Grant, SIR JAMES HOPE

Chambers's Encyclopaedia, Volume 5: Friday to Humanitarians, p. 355

Grant, SIR JAMES HOPE, general, brother to Sir Francis, was born at Kilgraston, Perthshire, 22d July 1808. He first saw service in the Chinese war of 1842, and next distinguished himself at Sobraon, Chillianwalla, and Gujerat in the two Sikh wars. During the operations of the Indian Mutiny Grant, who had risen to the rank of lieutenant-colonel, took a leading part, assisting in the recapture of Delhi (20th September), in the relief of Cawnpore, and in the retaking of Lucknow, and he commanded the force which effected the final pacification of India.
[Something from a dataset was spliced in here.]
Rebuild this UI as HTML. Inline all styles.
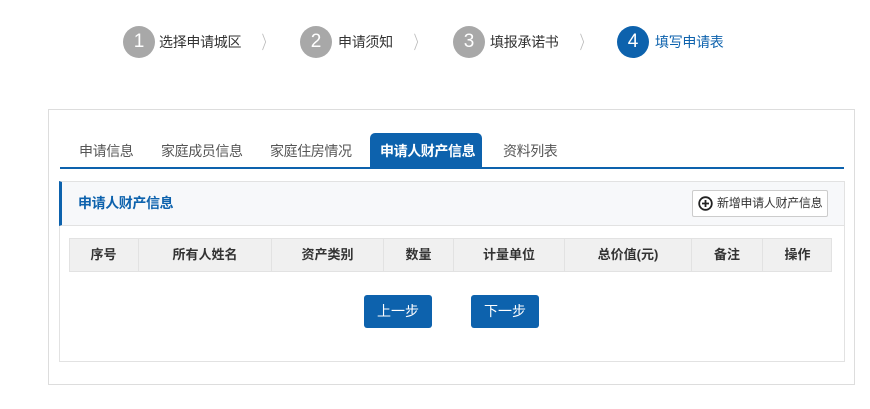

In 1859 he conducted the war against China, defeating the enemy three times under the walls of Pekin, assaulting the Taku forts, and finally capturing the capital of the empire, for which work he was created G.C.B. After commanding the army of Madras from 1861 to 1865, he returned to England, and was made general in 1872. He died in London, 7th March 1875. From his journals appeared Incidents in the Sepoy War of 1857-58 (1883) and Incidents in the China War of 1860 (1875), edited by Col. H. Knollys, who also published a Life of him (2 vols. 1894).